1 Killing site(s)
"Yahad: Did you have any Jewish classmates?
Stasė P., born in 1926 : No, the Jews had their own school. There was a synagogue and a separate Jewish school. There was even a public bath, although it was opened to everyone. Otherwise, they had their own establishments. They didn’t interact with us.
Yahad: Were the synagogue, the public bath and the school located in the same place?
Stasė P.: Yes. There was also a restaurant and a big two-story house that belonged to Bliunkovas nearby. Next to them, there was a police station and Jewish school. This is where all the other Jewish places were located.
Yahad: Who was Bliunkovas?
Stasė P.: He was the owner of the restaurant and had a very big house. He had his own car and used it to take passengers to Kaunas. He would also bring back some goods or would take something to Kaunas, too.
Yahad: Did the Jews in Rumšiškės have a different appearance?
Stasė P.: No, they looked and dressed like us. It wasn’t possible to recognize them due to their clothing. We generally got along well. There weren’t any issues." (Testimony N°YIU461LT, interviewed in Rumšiškės, on October 17, 2023)
Rumšiškės is situated approximately 20 km (12 mi) east-southeast of Kaunas, on the banks of the Kaunas Reservoir and on the highway linking the cities of Kaunas and Vilnius. The town’s origins can be traced back to the late 14th century. The first trace of the Jewish community dates to the late 18th century, and by the mid-19th century there were 124 Jewish individuals in Rumšiškės. Local Jews were primarily engaged in commerce, but some also worked in the service sector and trades. Jewish inhabitants owned and operated many of the town’s businesses. There was a Hebrew school, a synagogue, a public Bath, an inn run by a Jewish owner and a Jewish cemetery. According to the 1923 Lithuanian census, Rumšiškės was home to 288 Jews. In the following years many young Jews left Rumšiškės for Kaunas in search for better opportunities. When Lithuania was annexed by the Soviet Union in 1940, relations between Lithuanians and Jews deteriorated, as the Lithuanian head of the local police was replaced by a Jewish young man from Kaunas. During this period, local Jews were very active in the town’s political, social and economic life. The exact number of the Jewish population that remained in Rumšiškės on the eve of the war remains unknown, but according to sources there were about fifty Jewish families left. A few local Jews managed to evacuate to the east, following the retreating Red Army, but a number of Jewish refugees from Kaunas and other localities arrived in Rumšiškės.

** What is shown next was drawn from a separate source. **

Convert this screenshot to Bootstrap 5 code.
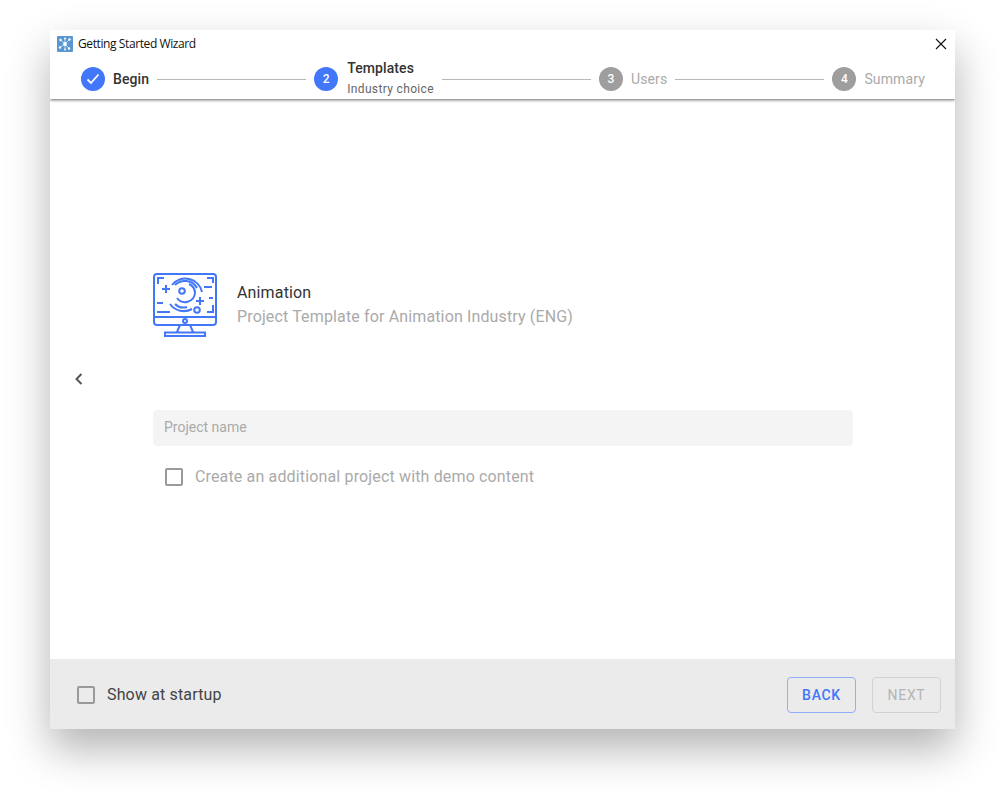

Rumšiškės was occupied by German forces on July 24, 1941. The local administration and police force, a partisan squad of white armbanders, were formed by Lithuanian nationalists, who became responsible for the anti-Jewish policies implemented in the town. In the first weeks of the war, several Jews, accused of being loyal to the Soviet regime, were murdered. The Jewish population was subjected to theft, confiscation of provisions, humiliation and forced labor, including peat cutting. They relied on locals for food, trading remaining valuables and clothing.
By August 15, 1941, a ghetto was set up in Rumšiškės, and 140 Jews were compelled to relocate to two houses belonging to the Katz brothers. On the same day, about 70 ghetto detainees, aged between 15 and 70 years old, were taken away by German and Lithuanian soldiers. According to sources, they were transferred either to Pravieniškės forced labor camp, where they were murdered by September 4, 1941, or to Kaunas.

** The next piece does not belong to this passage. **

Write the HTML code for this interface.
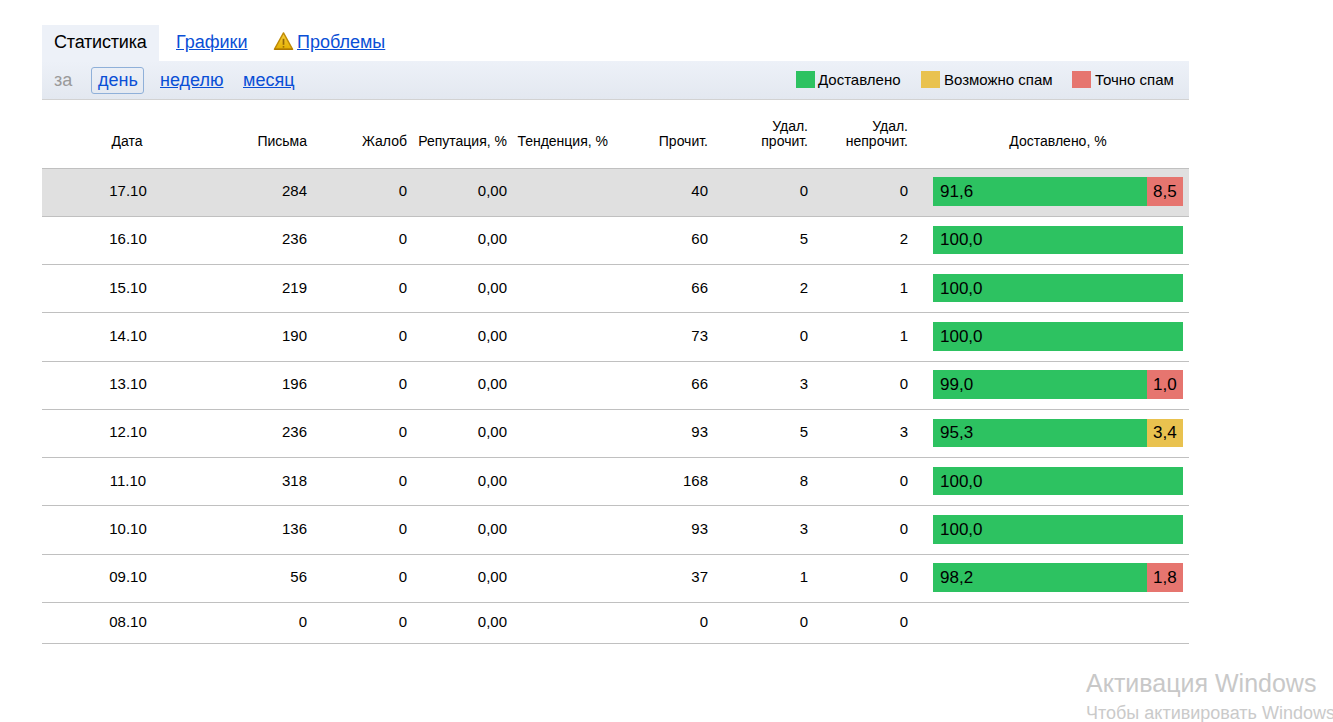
<!DOCTYPE html>
<html><head><meta charset="utf-8"><style>
*{margin:0;padding:0;box-sizing:border-box}
html,body{width:1333px;height:722px;overflow:hidden;background:#fff}
body{font-family:"Liberation Sans",sans-serif;color:#000;position:relative}
.a{position:absolute;white-space:nowrap;line-height:normal}
.r{text-align:right}
.c{text-align:center}
.lk{color:#0a4fd6;text-decoration:underline;text-underline-offset:1px}
.ln{position:absolute;left:42px;width:1147px;height:1px;background:#c0c0c0}
.bar{position:absolute;left:933px;width:250px;background:#2dc261}
.sp{position:absolute;left:1147px;width:36px}
</style></head><body>

<div class="a" style="left:42px;top:25px;width:117px;height:36px;background:#edf1f8"></div>
<div class="a" style="left:54px;top:32px;font-size:18px;letter-spacing:-0.2px">Статистика</div>
<div class="a lk" style="left:176px;top:32px;font-size:18px">Графики</div>
<svg class="a" style="left:272px;top:30px" width="23" height="22" viewBox="0 0 23 22">
<defs><linearGradient id="wg" x1="0" y1="0" x2="0" y2="1"><stop offset="0" stop-color="#f8d040"/><stop offset="1" stop-color="#e3b000"/></linearGradient></defs>
<path d="M11.5 2.9 L20.6 19.3 L2.4 19.3 Z" fill="url(#wg)" stroke="#bf8a06" stroke-width="1.4" stroke-linejoin="round"/>
<path d="M2.6 19.2 L20.4 19.2" stroke="#a87400" stroke-width="1.2"/>
<path d="M11.5 8.8 L11.5 14.8" stroke="#94680a" stroke-width="1.7"/>
<rect x="10.7" y="16.1" width="1.6" height="1.5" fill="#94680a"/>
</svg>
<div class="a lk" style="left:297px;top:32px;font-size:18px">Проблемы</div>
<div class="a" style="left:42px;top:61px;width:1147px;height:39px;background:linear-gradient(#edf1f8,#e3e8f0);border-bottom:1px solid #d2d2d2"></div>
<div class="a" style="left:54px;top:70px;font-size:18px;color:#9a9a9a">за</div>
<div class="a" style="left:91px;top:67px;width:53px;height:27px;border:1px solid #8fb0d9;border-radius:3px"></div>
<div class="a" style="left:98px;top:70px;font-size:18px;color:#0a4fd6">день</div>
<div class="a lk" style="left:160px;top:70px;font-size:18px">неделю</div>
<div class="a lk" style="left:243px;top:70px;font-size:18px">месяц</div>
<div class="a" style="left:796px;top:71px;width:19px;height:17px;background:#2dc261"></div>
<div class="a" style="left:818px;top:71px;font-size:15px">Доставлено</div>
<div class="a" style="left:921px;top:71px;width:19px;height:17px;background:#e9c24f"></div>
<div class="a" style="left:944px;top:71px;font-size:15px">Возможно спам</div>
<div class="a" style="left:1072px;top:71px;width:19px;height:17px;background:#e6756f"></div>
<div class="a" style="left:1095px;top:71px;font-size:15px">Точно спам</div>
<div class="a c" style="left:27px;width:200px;top:133px;font-size:14px">Дата</div>
<div class="a r" style="right:1026px;top:133px;font-size:14px">Письма</div>
<div class="a r" style="right:926px;top:133px;font-size:14px">Жалоб</div>
<div class="a r" style="right:826px;top:133px;font-size:14px">Репутация, %</div>
<div class="a r" style="right:725px;top:133px;font-size:14px">Тенденция, %</div>
<div class="a r" style="right:625px;top:133px;font-size:14px">Прочит.</div>
<div class="a r" style="right:525px;top:118px;font-size:14px">Удал.</div>
<div class="a r" style="right:525px;top:133px;font-size:14px">прочит.</div>
<div class="a r" style="right:425px;top:118px;font-size:14px">Удал.</div>
<div class="a r" style="right:425px;top:133px;font-size:14px">непрочит.</div>
<div class="a c" style="left:958px;width:200px;top:133px;font-size:14px">Доставлено, %</div>
<div class="a" style="left:42px;top:169px;width:1147px;height:47px;background:#e0e0e0"></div>
<div class="ln" style="top:168px"></div>
<div class="ln" style="top:216px"></div>
<div class="ln" style="top:264px"></div>
<div class="ln" style="top:312px"></div>
<div class="ln" style="top:361px"></div>
<div class="ln" style="top:409px"></div>
<div class="ln" style="top:457px"></div>
<div class="ln" style="top:505px"></div>
<div class="ln" style="top:554px"></div>
<div class="ln" style="top:602px"></div>
<div class="ln" style="top:643px"></div>
<div class="a c" style="left:28px;width:200px;top:182px;font-size:15px">17.10</div>
<div class="a r" style="right:1026px;top:182px;font-size:15px">284</div>
<div class="a r" style="right:926px;top:182px;font-size:15px">0</div>
<div class="a r" style="right:826px;top:182px;font-size:15px">0,00</div>
<div class="a r" style="right:625px;top:182px;font-size:15px">40</div>
<div class="a r" style="right:525px;top:182px;font-size:15px">0</div>
<div class="a r" style="right:425px;top:182px;font-size:15px">0</div>
<div class="bar" style="top:177px;height:29px"></div>
<div class="a" style="left:940px;top:182px;font-size:17px">91,6</div>
<div class="sp" style="top:177px;height:29px;background:#e6756f"></div>
<div class="a" style="left:1153px;top:182px;font-size:17px">8,5</div>
<div class="a c" style="left:28px;width:200px;top:230px;font-size:15px">16.10</div>
<div class="a r" style="right:1026px;top:230px;font-size:15px">236</div>
<div class="a r" style="right:926px;top:230px;font-size:15px">0</div>
<div class="a r" style="right:826px;top:230px;font-size:15px">0,00</div>
<div class="a r" style="right:625px;top:230px;font-size:15px">60</div>
<div class="a r" style="right:525px;top:230px;font-size:15px">5</div>
<div class="a r" style="right:425px;top:230px;font-size:15px">2</div>
<div class="bar" style="top:226px;height:28px"></div>
<div class="a" style="left:940px;top:230px;font-size:17px">100,0</div>
<div class="a c" style="left:28px;width:200px;top:279px;font-size:15px">15.10</div>
<div class="a r" style="right:1026px;top:279px;font-size:15px">219</div>
<div class="a r" style="right:926px;top:279px;font-size:15px">0</div>
<div class="a r" style="right:826px;top:279px;font-size:15px">0,00</div>
<div class="a r" style="right:625px;top:279px;font-size:15px">66</div>
<div class="a r" style="right:525px;top:279px;font-size:15px">2</div>
<div class="a r" style="right:425px;top:279px;font-size:15px">1</div>
<div class="bar" style="top:274px;height:28px"></div>
<div class="a" style="left:940px;top:279px;font-size:17px">100,0</div>
<div class="a c" style="left:28px;width:200px;top:327px;font-size:15px">14.10</div>
<div class="a r" style="right:1026px;top:327px;font-size:15px">190</div>
<div class="a r" style="right:926px;top:327px;font-size:15px">0</div>
<div class="a r" style="right:826px;top:327px;font-size:15px">0,00</div>
<div class="a r" style="right:625px;top:327px;font-size:15px">73</div>
<div class="a r" style="right:525px;top:327px;font-size:15px">0</div>
<div class="a r" style="right:425px;top:327px;font-size:15px">1</div>
<div class="bar" style="top:322px;height:29px"></div>
<div class="a" style="left:940px;top:327px;font-size:17px">100,0</div>
<div class="a c" style="left:28px;width:200px;top:375px;font-size:15px">13.10</div>
<div class="a r" style="right:1026px;top:375px;font-size:15px">196</div>
<div class="a r" style="right:926px;top:375px;font-size:15px">0</div>
<div class="a r" style="right:826px;top:375px;font-size:15px">0,00</div>
<div class="a r" style="right:625px;top:375px;font-size:15px">66</div>
<div class="a r" style="right:525px;top:375px;font-size:15px">3</div>
<div class="a r" style="right:425px;top:375px;font-size:15px">0</div>
<div class="bar" style="top:370px;height:29px"></div>
<div class="a" style="left:940px;top:375px;font-size:17px">99,0</div>
<div class="sp" style="top:370px;height:29px;background:#e6756f"></div>
<div class="a" style="left:1153px;top:375px;font-size:17px">1,0</div>
<div class="a c" style="left:28px;width:200px;top:423px;font-size:15px">12.10</div>
<div class="a r" style="right:1026px;top:423px;font-size:15px">236</div>
<div class="a r" style="right:926px;top:423px;font-size:15px">0</div>
<div class="a r" style="right:826px;top:423px;font-size:15px">0,00</div>
<div class="a r" style="right:625px;top:423px;font-size:15px">93</div>
<div class="a r" style="right:525px;top:423px;font-size:15px">5</div>
<div class="a r" style="right:425px;top:423px;font-size:15px">3</div>
<div class="bar" style="top:419px;height:28px"></div>
<div class="a" style="left:940px;top:423px;font-size:17px">95,3</div>
<div class="sp" style="top:419px;height:28px;background:#e9c24f"></div>
<div class="a" style="left:1153px;top:423px;font-size:17px">3,4</div>
<div class="a c" style="left:28px;width:200px;top:472px;font-size:15px">11.10</div>
<div class="a r" style="right:1026px;top:472px;font-size:15px">318</div>
<div class="a r" style="right:926px;top:472px;font-size:15px">0</div>
<div class="a r" style="right:826px;top:472px;font-size:15px">0,00</div>
<div class="a r" style="right:625px;top:472px;font-size:15px">168</div>
<div class="a r" style="right:525px;top:472px;font-size:15px">8</div>
<div class="a r" style="right:425px;top:472px;font-size:15px">0</div>
<div class="bar" style="top:467px;height:28px"></div>
<div class="a" style="left:940px;top:472px;font-size:17px">100,0</div>
<div class="a c" style="left:28px;width:200px;top:520px;font-size:15px">10.10</div>
<div class="a r" style="right:1026px;top:520px;font-size:15px">136</div>
<div class="a r" style="right:926px;top:520px;font-size:15px">0</div>
<div class="a r" style="right:826px;top:520px;font-size:15px">0,00</div>
<div class="a r" style="right:625px;top:520px;font-size:15px">93</div>
<div class="a r" style="right:525px;top:520px;font-size:15px">3</div>
<div class="a r" style="right:425px;top:520px;font-size:15px">0</div>
<div class="bar" style="top:515px;height:29px"></div>
<div class="a" style="left:940px;top:520px;font-size:17px">100,0</div>
<div class="a c" style="left:28px;width:200px;top:568px;font-size:15px">09.10</div>
<div class="a r" style="right:1026px;top:568px;font-size:15px">56</div>
<div class="a r" style="right:926px;top:568px;font-size:15px">0</div>
<div class="a r" style="right:826px;top:568px;font-size:15px">0,00</div>
<div class="a r" style="right:625px;top:568px;font-size:15px">37</div>
<div class="a r" style="right:525px;top:568px;font-size:15px">1</div>
<div class="a r" style="right:425px;top:568px;font-size:15px">0</div>
<div class="bar" style="top:563px;height:29px"></div>
<div class="a" style="left:940px;top:568px;font-size:17px">98,2</div>
<div class="sp" style="top:563px;height:29px;background:#e6756f"></div>
<div class="a" style="left:1153px;top:568px;font-size:17px">1,8</div>
<div class="a c" style="left:28px;width:200px;top:613px;font-size:15px">08.10</div>
<div class="a r" style="right:1026px;top:613px;font-size:15px">0</div>
<div class="a r" style="right:926px;top:613px;font-size:15px">0</div>
<div class="a r" style="right:826px;top:613px;font-size:15px">0,00</div>
<div class="a r" style="right:625px;top:613px;font-size:15px">0</div>
<div class="a r" style="right:525px;top:613px;font-size:15px">0</div>
<div class="a r" style="right:425px;top:613px;font-size:15px">0</div>
<div class="a" style="left:1086px;top:669px;font-size:25px;color:#c8c8c8">Активация Windows</div>
<div class="a" style="left:1086px;top:703px;font-size:18px;color:#cacaca">Чтобы активировать Windows</div>
</body></html>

The remaining ghetto inmates, between 70 and 80 Jewish women, children and the elderly, were rounded up in the house of Yankl-Leyb Langman, under supervision of the local police. After paying a contribution of 8,000 rubles, the ghetto was liquidated over the course of an Aktion, carried out on August 29, 1941. The Jews were gathered in the synagogue, from where they were taken on foot by a squad of about 6 white armbanders to the execution site, located in a valley near the forest on the outskirts of the Pieveliai village (today part of Rumšiškės Folk-Life Museum). Trucks with 10 to 15 soldiers from the Kaunas Lithuanian self-defense unit awaited the victims at the execution site. Once arrived, all the Jews were immediately lined up on the edge of the pit and shot dead. The pit was then covered by the shooters themselves, who also put some lime inside the pit. Today, the execution site is under the waters of the Kaunas Reservoir Regional Park.